Hong Kong – Lei Garden (Wan Chai)

Some people say the top attraction in Hong Kong is The Peak. According to me, the top attraction is The Pig – in the form of roast pork in Lei Garden Restaurant.

Lei Garden is a well-known chain of restaurants in Hong Kong and they even have overseas outlets in Macau, China and Singapore. The one at CHIJMES in Singapore was good when I dined there at the beginning of the year, so I was curious to know whether the ones in Hong Kong are better since most of them have been awarded with Michelin stars. Despite the fact that the North Point outlet was just across the road from the hotel I put up at, I decided to try the one at Wan Chai because some online source stated that it was better. I am unsure whether there is really a best outlet and perhaps they are all the same, but my experience at Lei Garden Wan Chai was good.

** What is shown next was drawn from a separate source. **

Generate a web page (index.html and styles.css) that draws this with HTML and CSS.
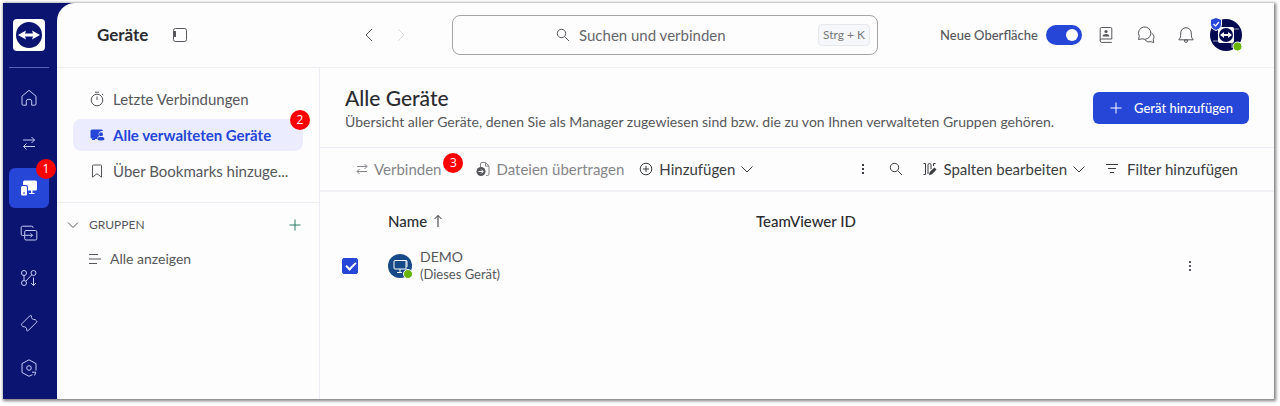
FILE: index.html
```
<!DOCTYPE html>
<html lang="de">
<head>
  <meta charset="UTF-8" />
  <meta name="viewport" content="width=device-width, initial-scale=1.0"/>
  <title>Alle Geräte</title>
  <link rel="stylesheet" href="styles.css">
</head>
<body>
  <div class="app">
    <nav class="rail" aria-label="Hauptnavigation">
      <a href="#" class="logo" aria-label="TeamViewer">
        <svg width="32" height="32" viewBox="0 0 32 32">
          <rect width="32" height="32" rx="4" fill="#fff"/>
          <circle cx="16" cy="16" r="13" fill="#0b1571"/>
          <path d="M5 16l8-4.500-1 3h8l-1-3 8 4.500-8 4.500 1-3h-8l1 3z" fill="#fff"/>
        </svg>
      </a>
      <ul class="rail-list">
        <li><a href="#" aria-label="Start"><svg width="18" height="18" viewBox="0 0 18 18"><path d="M2 7.200L9 1.300l7 5.900v7.800q0 1.200-1.200 1.200h-3.100v-4q0-2-2.700-2t-2.700 2v4H3.200Q2 16.200 2 15z"/></svg></a></li>
        <li><a href="#" aria-label="Verbindungen"><svg width="18" height="18" viewBox="0 0 18 18"><path d="M3 6h11.500M11.500 3l3 3-3 3M15 12.500H3.500M6.500 9.500l-3 3 3 3"/></svg></a></li>
        <li>
          <a href="#" class="active" aria-label="Geräte"><svg width="18" height="18" viewBox="0 0 18 18"><path class="solid" d="M4.500 1.500h11q1.500 0 1.500 1.500v7q0 1.500-1.500 1.500h-3v2.500h2v1H9v-1h2v-2.500H8V8q0-2-2-2H3V3q0-1.500 1.500-1.500z"/><path class="solid" fill-rule="evenodd" d="M2.500 7h3Q7 7 7 8.500v6.500q0 1.500-1.500 1.500h-3Q1 16.500 1 15V8.500Q1 7 2.500 7zM3 13.500v1h2v-1z"/></svg></a>
          <span class="marker">1</span>
        </li>
        <li><a href="#" aria-label="Sitzungen"><svg width="18" height="18" viewBox="0 0 18 18"><path d="M4 11.500H2.500q-1.300 0-1.300-1.300V3.500q0-1.300 1.300-1.300h9.200q1.300 0 1.300 1.300V4M6 6.500h9.500q1.300 0 1.300 1.300v6.900q0 1.300-1.300 1.300H6q-1.300 0-1.300-1.300V7.800Q4.700 6.500 6 6.500zM5 11.300h7.500M10.500 9.300l2 2-2 2"/></svg></a></li>
        <li><a href="#" aria-label="Automatisierung"><svg width="18" height="18" viewBox="0 0 18 18"><circle cx="4" cy="4" r="2.500"/><circle cx="4" cy="14" r="2.500"/><circle cx="13.500" cy="4" r="2.500"/><path d="M4 6.500v5M5.800 12.200l6-6.400M13.500 8.500v8M11 14l2.500 2.500L16 14"/></svg></a></li>
        <li><a href="#" aria-label="Tickets"><svg width="18" height="18" viewBox="0 0 18 18"><path d="M1.800 9.800l8-8q.8-.8 1.600 0-.3 2 .8 3t3 .8l1.300 1.300q.7.700 0 1.400l-8.200 8.200q-.8.800-1.600 0 .3-2-.8-3t-3-.8L1.800 11.400q-.8-.8 0-1.600z"/></svg></a></li>
        <li><a href="#" aria-label="Administration"><svg width="18" height="18" viewBox="0 0 18 18"><path d="M12.500 15.700L9 17.300l-7-3.800V4.600L9 .8l7 3.800v6.900M12 13.200h3.800M15.800 13.200l-1.300 3.300"/><circle cx="9" cy="9" r="2.300"/></svg></a></li>
      </ul>
    </nav>

    <div class="page">
      <header class="topbar">
        <div class="topbar-title">
          <h1>Geräte</h1>
          <button type="button" aria-label="Seitenleiste"><svg width="16" height="16" viewBox="0 0 16 16"><rect x="1.500" y="1.500" width="13" height="13" rx="2"/><path d="M3 4v6" stroke-width="2"/></svg></button>
        </div>
        <div class="history">
          <button type="button" aria-label="Zurück"><svg width="16" height="16" viewBox="0 0 16 16"><path d="M11 2L5 8l6 6"/></svg></button>
          <button type="button" aria-label="Vorwärts" disabled><svg width="16" height="16" viewBox="0 0 16 16"><path d="M5 2l6 6-6 6"/></svg></button>
        </div>
        <label class="search">
          <svg width="14" height="14" viewBox="0 0 14 14"><circle cx="5.500" cy="5.500" r="4.200"/><path d="M8.700 8.700L13 13"/></svg>
          <input type="text" placeholder="Suchen und verbinden" aria-label="Suchen und verbinden">
          <kbd>Strg + K</kbd>
        </label>
        <div class="tools">
          <label class="switch">Neue Oberfläche <input type="checkbox" checked></label>
          <button type="button" aria-label="Kontakte"><svg width="18" height="18" viewBox="0 0 18 18"><path d="M4.500 1.500h9q1.300 0 1.300 1.300V13H4.700q-1.500 0-1.500 1.700t1.500 1.700h10.100M3.200 14.500V2.800q0-1.300 1.300-1.300"/><circle class="solid" cx="9" cy="5.500" r="1.600"/><path class="solid" d="M5.800 10.500V9.700q0-1.700 3.200-1.700t3.200 1.700v.8z"/></svg></button>
          <button type="button" aria-label="Chat"><svg width="18" height="18" viewBox="0 0 18 18"><path d="M1.500 13.500l.8-3.300a6.200 6.200 0 1 1 2.900 2.600zM14.500 7q4 3 1.700 6.500l.6 3-3-.8q-3.300 1.200-5.600-1.500"/></svg></button>
          <button type="button" aria-label="Benachrichtigungen"><svg width="18" height="18" viewBox="0 0 18 18"><path d="M1.800 13.800q1.900-1.800 1.900-4.600V7a5.300 5.300 0 0 1 10.600 0v2.200q0 2.800 1.900 4.600z"/><path d="M7.300 14q0 2.500 1.700 2.500t1.700-2.500z"/></svg></button>
          <a href="#" class="avatar" aria-label="Profil">
            <svg width="34" height="36" viewBox="0 0 34 36">
              <circle cx="17" cy="18" r="16" fill="#050a50"/>
              <rect x="9" y="10" width="16" height="16" rx="2" fill="#fff"/>
              <path d="M11 10V5M25 12h5M23 26v5M9 24H4" stroke="#fff" stroke-width="1" opacity=".6"/>
              <circle cx="17" cy="18" r="7" fill="#050a50"/>
              <path d="M11 18l4-3v2h4v-2l4 3-4 3v-2h-4v2z" fill="#fff"/>
              <path d="M1.500 2.500L7 .5l5.500 2v4.500q0 4.500-5.500 6.500Q1.500 11.500 1.500 7z" fill="#2546d6" stroke="#fff"/>
              <path d="M4.500 7l2 2 3.500-4" fill="none" stroke="#fff" stroke-width="1.200"/>
              <circle cx="28.500" cy="29.500" r="4.500" fill="#68b500" stroke="#fff"/>
            </svg>
          </a>
        </div>
      </header>

      <div class="content">
        <aside class="sidebar">
          <ul class="views">
            <li><a href="#"><svg width="16" height="16" viewBox="0 0 16 16"><circle cx="8" cy="9" r="5.800"/><path d="M8 5.500V9M6 1.200h4M13 3l1.200 1.200"/></svg>Letzte Verbindungen</a></li>
            <li>
              <a href="#" class="active"><svg width="16" height="16" viewBox="0 0 16 16"><path class="solid" d="M3 2.500h9.500Q14 2.500 14 4q-4-.5-4.500 3 .2 1.500 1 2-2.300.5-2.500 3H6v1H3v-1l1-.5H3Q1.500 11.500 1.500 10V4Q1.500 2.500 3 2.500z"/><circle class="solid" cx="12" cy="7.200" r="2"/><path class="solid" d="M8.500 12.500v-1q.2-1.500 2-1.500h3q1.600 0 1.800 1.500v1q-.2 1-3.300 1t-3.500-1z"/></svg>Alle verwalteten Geräte</a>
              <span class="marker">2</span>
            </li>
            <li><a href="#"><svg width="16" height="16" viewBox="0 0 16 16"><path d="M3.500 14.200V2.800q0-.8.800-.8h7.400q.8 0 .8.800v11.400L8 10.700z"/></svg>Über Bookmarks hinzuge...</a></li>
          </ul>
          <div class="groups">
            <div class="groups-header">
              <button type="button" class="groups-toggle"><svg width="12" height="12" viewBox="0 0 12 12"><path d="M1 3.500l5 5 5-5"/></svg>GRUPPEN</button>
              <button type="button" class="groups-add" aria-label="Gruppe hinzufügen"><svg width="12" height="12" viewBox="0 0 12 12"><path d="M6 .5v11M.5 6h11"/></svg></button>
            </div>
            <a href="#" class="show-all"><svg width="14" height="14" viewBox="0 0 14 14"><path d="M1 2.500h9M1 7h12M1 11.500h8"/></svg>Alle anzeigen</a>
          </div>
        </aside>

        <main class="main">
          <div class="intro">
            <div class="intro-text">
              <h2>Alle Geräte</h2>
              <p>Übersicht aller Geräte, denen Sie als Manager zugewiesen sind bzw. die zu von Ihnen verwalteten Gruppen gehören.</p>
            </div>
            <button type="button" class="primary"><svg width="12" height="12" viewBox="0 0 12 12"><path d="M6 .5v11M.5 6h11"/></svg>Gerät hinzufügen</button>
          </div>

          <div class="toolbar">
            <div class="connect">
              <button type="button" disabled><svg width="12" height="12" viewBox="0 0 12 12"><path d="M1 3.500h10M8.500 1L11 3.500 8.500 6M11 8.500H1M3.500 6L1 8.500 3.500 11"/></svg>Verbinden</button>
              <span class="marker">3</span>
            </div>
            <button type="button" disabled><svg width="14" height="16" viewBox="0 0 14 16"><path d="M4.500 6V3q0-1.500 1.500-1.500h3.500l3.500 3.500v8q0 1.500-1.500 1.500H10M9.500 1.500V5H13"/><circle cx="5" cy="10.500" r="4.500" fill="#56575c" stroke="none"/><path d="M2.500 10.500h4.500M5.200 8.500l2 2-2 2" stroke="#fff"/></svg>Dateien übertragen</button>
            <button type="button"><svg width="14" height="14" viewBox="0 0 14 14"><circle cx="7" cy="7" r="5.800"/><path d="M7 4v6M4 7h6"/></svg>Hinzufügen<svg width="12" height="12" viewBox="0 0 12 12"><path d="M.5 3.500L6 9l5.500-5.500"/></svg></button>
            <div class="toolbar-right">
              <button type="button" aria-label="Mehr"><svg width="12" height="12" viewBox="0 0 12 12"><path d="M5 1h2v2H5zM5 5h2v2H5zM5 9h2v2H5z" class="dots"/></svg></button>
              <button type="button" aria-label="Suchen"><svg width="14" height="14" viewBox="0 0 14 14"><circle cx="5.500" cy="5.500" r="4.200"/><path d="M8.700 8.700L13 13"/></svg></button>
              <button type="button"><svg width="14" height="14" viewBox="0 0 14 14"><path d="M.5 1.500h2v11h-2M5 12V3q0-1.500 1.500-1.500T8 3v4M10.500 4V1.500h2"/><path class="solid" d="M6 13.200l.7-3.200L11.500 5.500l2 2L9 12.300z"/></svg>Spalten bearbeiten<svg width="12" height="12" viewBox="0 0 12 12"><path d="M.5 3.500L6 9l5.500-5.500"/></svg></button>
              <button type="button" class="filter"><svg width="14" height="14" viewBox="0 0 14 14"><path d="M1 2.500h12M3 6.500h8M5 10.500h4"/></svg>Filter hinzufügen</button>
            </div>
          </div>

          <table class="devices">
            <thead>
              <tr>
                <th class="col-check"></th>
                <th class="col-name"><button type="button">Name<svg width="10" height="14" viewBox="0 0 10 14"><path d="M5 13V1.500M1.500 5L5 1.500 8.500 5"/></svg></button></th>
                <th>TeamViewer ID</th>
                <th class="col-more"></th>
              </tr>
            </thead>
            <tbody>
              <tr>
                <td class="col-check"><input type="checkbox" aria-label="DEMO" checked></td>
                <td>
                  <div class="device">
                    <svg width="26" height="26" viewBox="0 0 26 26">
                      <circle cx="12" cy="13" r="12" fill="#174a86" stroke="none"/>
                      <path d="M7 7.500h11v8.500H7q-1 0-1-1V8.500q0-1 1-1zM18 7.500q1 0 1 1V14M12 16v3M9 19.500h5" stroke="#fff"/>
                      <circle cx="20" cy="21" r="4.500" fill="#68b500" stroke="#fff"/>
                    </svg>
                    <div>
                      <div class="device-name">DEMO</div>
                      <div class="device-note">(Dieses Gerät)</div>
                    </div>
                  </div>
                </td>
                <td></td>
                <td class="col-more"><button type="button" aria-label="Optionen"><svg width="12" height="12" viewBox="0 0 12 12"><path d="M5 1h2v2H5zM5 5h2v2H5zM5 9h2v2H5z" class="dots"/></svg></button></td>
              </tr>
            </tbody>
          </table>
        </main>
      </div>
    </div>
  </div>
</body>
</html>
```
FILE: styles.css
```
* { box-sizing: border-box; }
body {
  margin: 0;
  padding: 3px 6px 7px 3px;
  background: #fff;
  color: #56575c;
  font-family: Lato, "Open Sans", sans-serif;
  font-size: 15px;
  line-height: 20px;
}
h1, h2, p, ul {
  margin: 0;
  padding: 0;
}
ul { list-style: none; }
a {
  color: inherit;
  text-decoration: none;
}
button {
  display: flex;
  align-items: center;
  padding: 0;
  border: none;
  background: none;
  color: inherit;
  font: inherit;
  white-space: nowrap;
  cursor: pointer;
}
svg {
  display: block;
  flex: none;
  fill: none;
  stroke: currentColor;
  stroke-linejoin: round;
}
.logo svg, .avatar svg { stroke: none; }
.solid, .dots {
  fill: currentColor;
  stroke: none;
}
.app {
  display: flex;
  min-height: calc(100vh - 10px);
  background: #0b1571;
  box-shadow: 1px 1px 3px 1px rgba(0,0,0,0.5);
}

/* left icon rail */
.rail {
  flex: none;
  width: 54px;
  padding: 16px 6px 0;
  color: #c5caf5;
}
.logo {
  display: block;
  width: 40px;
  padding: 0 4px 16px;
  border-bottom: 1px solid #5a62b0;
}
.rail-list {
  display: grid;
  gap: 5px;
  width: 40px;
  margin-top: 10px;
}
.rail-list li, .views li, .connect { position: relative; }
.rail-list a {
  display: flex;
  align-items: center;
  justify-content: center;
  height: 40px;
  border-radius: 6px;
}
.rail-list .active {
  background: #2546d6;
  color: #fff;
}
.marker {
  position: absolute;
  top: -9px;
  right: -7px;
  width: 20px;
  height: 20px;
  border-radius: 50%;
  background: #f00;
  color: #fff;
  font: 12px/20px "Open Sans", sans-serif;
  text-align: center;
}

/* top bar */
.page {
  flex: 1;
  min-width: 0;
  display: flex;
  flex-direction: column;
  background: #fdfdfd;
  border-top-left-radius: 18px;
}
.topbar {
  display: flex;
  align-items: center;
  height: 65px;
  padding-right: 31px;
  border-bottom: 1px solid #f0f0f3;
}
.topbar-title {
  display: flex;
  align-items: center;
  gap: 24px;
  width: 263px;
  padding-left: 40px;
}
.topbar h1 {
  color: #2b2c30;
  font-size: 17px;
  font-weight: 700;
}
.history {
  display: flex;
  gap: 16px;
  width: 91px;
  margin-left: 41px;
}
.history button:disabled { color: #dcdce0; }
.search {
  display: flex;
  align-items: center;
  flex: 0 1 426px;
  height: 40px;
  padding: 0 7px 0 103px;
  border: 1px solid #a3a4a8;
  border-radius: 8px;
}
.search input {
  flex: 1;
  min-width: 0;
  margin-left: 9px;
  padding: 0;
  border: none;
  outline: none;
  background: none;
  color: inherit;
  font: inherit;
}
.search input::placeholder {
  color: #65666b;
  opacity: 1;
}
.search kbd {
  padding: 0 4px;
  border: 1px solid #e6e8ee;
  border-radius: 4px;
  background: #f6f7fa;
  color: #77787e;
  font-family: inherit;
  font-size: 12px;
}
.tools {
  display: flex;
  align-items: center;
  gap: 22px;
  margin-left: auto;
}
.switch {
  display: flex;
  align-items: center;
  gap: 8px;
  margin-right: -7px;
  font-size: 13px;
  font-weight: 500;
  white-space: nowrap;
}
.switch input {
  appearance: none;
  width: 36px;
  height: 20px;
  margin: 0;
  padding: 4px;
  border-radius: 10px;
  background: #2546d6;
}
.switch input::before {
  content: "";
  display: block;
  width: 12px;
  height: 12px;
  border-radius: 50%;
  background: #fff;
}
.switch input:checked::before { margin-left: auto; }
.avatar { margin-left: -8px; }

/* sidebar */
.content {
  flex: 1;
  display: flex;
}
.sidebar {
  flex: none;
  width: 263px;
  border-right: 1px solid #ececf4;
}
.views {
  display: grid;
  gap: 4px;
  padding: 15px 16px;
  border-bottom: 1px solid #ececf4;
}
.views a {
  display: flex;
  align-items: center;
  gap: 8px;
  height: 32px;
  padding-left: 16px;
  border-radius: 8px;
  white-space: nowrap;
}
.views .active {
  background: #ebecfd;
  color: #2546d6;
  font-weight: 700;
}
.groups { padding: 12px 18px 0 10px; }
.groups-header {
  display: flex;
  align-items: center;
  justify-content: space-between;
}
.groups-toggle {
  gap: 10px;
  font-size: 12px;
}
.groups-add { color: #2f7d6b; }
.show-all {
  display: flex;
  align-items: center;
  gap: 8px;
  margin-top: 14px;
  padding-left: 21px;
  font-size: 14px;
}

/* device list */
.main {
  flex: 1;
  min-width: 0;
}
.intro {
  display: flex;
  align-items: center;
  justify-content: space-between;
  gap: 16px;
  min-height: 80px;
  padding: 0 25px;
  border-bottom: 1px solid #ececf4;
  font-size: 14px;
}
.intro h2 {
  color: #2b2c30;
  font-size: 21px;
  font-weight: 500;
  line-height: 28px;
}
.primary {
  gap: 12px;
  height: 32px;
  padding: 0 16px 0 17px;
  border-radius: 6px;
  background: #2546d6;
  color: #fff;
  font-size: 13px;
  font-weight: 500;
}
.toolbar {
  display: flex;
  align-items: center;
  gap: 15px;
  height: 44px;
  padding: 0 36px;
  border-bottom: 2px solid #f1f1f5;
  color: #3b3c41;
}
.toolbar button { gap: 6px; }
.toolbar button:disabled { color: #85868b; }
.connect { padding-right: 20px; }
.connect .marker {
  top: -6px;
  right: -2px;
}
.toolbar-right {
  display: flex;
  gap: 20px;
  margin-left: auto;
}
.toolbar-right .filter { gap: 8px; }
.devices {
  width: 100%;
  border-collapse: collapse;
  table-layout: fixed;
}
.devices th, .devices td {
  padding: 0;
  text-align: left;
}
.devices th {
  height: 57px;
  color: #2b2c30;
  font-weight: 500;
}
.devices th button { gap: 6px; }
.devices .col-check {
  width: 68px;
  padding-left: 22px;
}
.col-name { width: 368px; }
.devices .col-more { width: 168px; }
.col-more button { margin: 0 auto; }
.col-check input {
  appearance: none;
  display: block;
  width: 16px;
  height: 16px;
  margin: 0;
  padding: 3px 4px;
  border: 1px solid #2546d6;
  border-radius: 2px;
}
.col-check input:checked { background: #2546d6; }
.col-check input:checked::before {
  content: "";
  display: block;
  width: 8px;
  height: 4px;
  margin-left: -1px;
  border-left: 2px solid #fff;
  border-bottom: 2px solid #fff;
  transform: rotate(-45deg);
}
.device {
  display: flex;
  align-items: center;
  gap: 6px;
}
.device-name {
  font-size: 14px;
  line-height: 16px;
}
.device-note {
  font-size: 13px;
  line-height: 18px;
}
```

Reservations can be made online and I like such convenience. I made a reservation for dim sum lunch on Sunday.

冰烧三层肉 – HK$118 (SG$19.18)

As mentioned above, the roast pork was good enough to be a must try attraction in Hong Kong. However, I didn’t have the chance to try it at many places so I am unsure where has it best. This one at Lei Garden Wan Chai is already better than most versions I’ve tried in Singapore.

豉汁蒸凤爪 – HK$26 (SG$4.22)

I am no expert at chicken feet but this one is quite edible to me.

酥皮鸡蛋挞– HK$30 (SG$4.88)

I tend to order egg tarts instinctively when having dim sum and for that moment I forgot that in Hong Kong egg tarts could be found everywhere (better, and cheaper). This one has good custard and curst texture (flaky sort), but the crust has the taste of rancid oil which ruined the otherwise perfect tart.

蒸虾饺 – HK$34 (SG$5.52)

Call me biased but in Hong Kong I expect no less than perfect Ha Kau and thankfully this fit the definition. If this was found in Singapore it would easily be labelled as the best but in Hong Kong I assume this is the benchmark. The skin was thin but didn’t tear easily, was not soggy and the prawn filling was crunchy.

北菇滑烧卖 – HK$34 (SG$5.52)

Likewise for Siew Mai I expected it to be perfect and again this did not disappoint. The mushroom taste made it distinctly different but it worked and I liked it.

南翔小笼包 – HK$34 (SG$5.52)

Normally I would give xiao long bao a miss unless it is a restaurant specialising in it, because normal dim sum places usually are unable to do it properly. However, someone requested to have this so we just had to order against the odds. This was no exception and was probably the only let down of this meal.

荷香珍珠鸡 – HK$34 (SG$5.52)

This is their version of lor mai gai and I actually liked how it was small (there was 3 of this). Not bad.

奶皇流沙包 – HK$32 (SG$5.20)

I am disappointed with myself for only having custard bun once in this Hong Kong trip but thankfully this was good. Under first impression, the custard did not look promising because it was not very flowy, but upon scrutiny actually the texture was alright because flowy is not necessarily a good thing especially if the taste gets watered down and compromised. The custard here had the perfect balance of saltiness and sweetness that I was after and I’d say this is easily comparable to the good custard buns we have in Singapore.

韭皇鲜虾肠 – HK$42 ($6.80)

This chee cheung fun also falls into the good category comparing to most (horrible) ones I’ve had in Singapore, so no complaints here, despite this not being stellar and extraordinary.

The above meal was lunch for 4 people and the bill averaged out to about SG$20/pax, which is cheaper than what you get in Singapore considering the good standards. The portion may not seem to be a lot but in Hong Kong I suggest you don’t have too much in a single meal because you’ll be eating the whole day since delicious food is everywhere.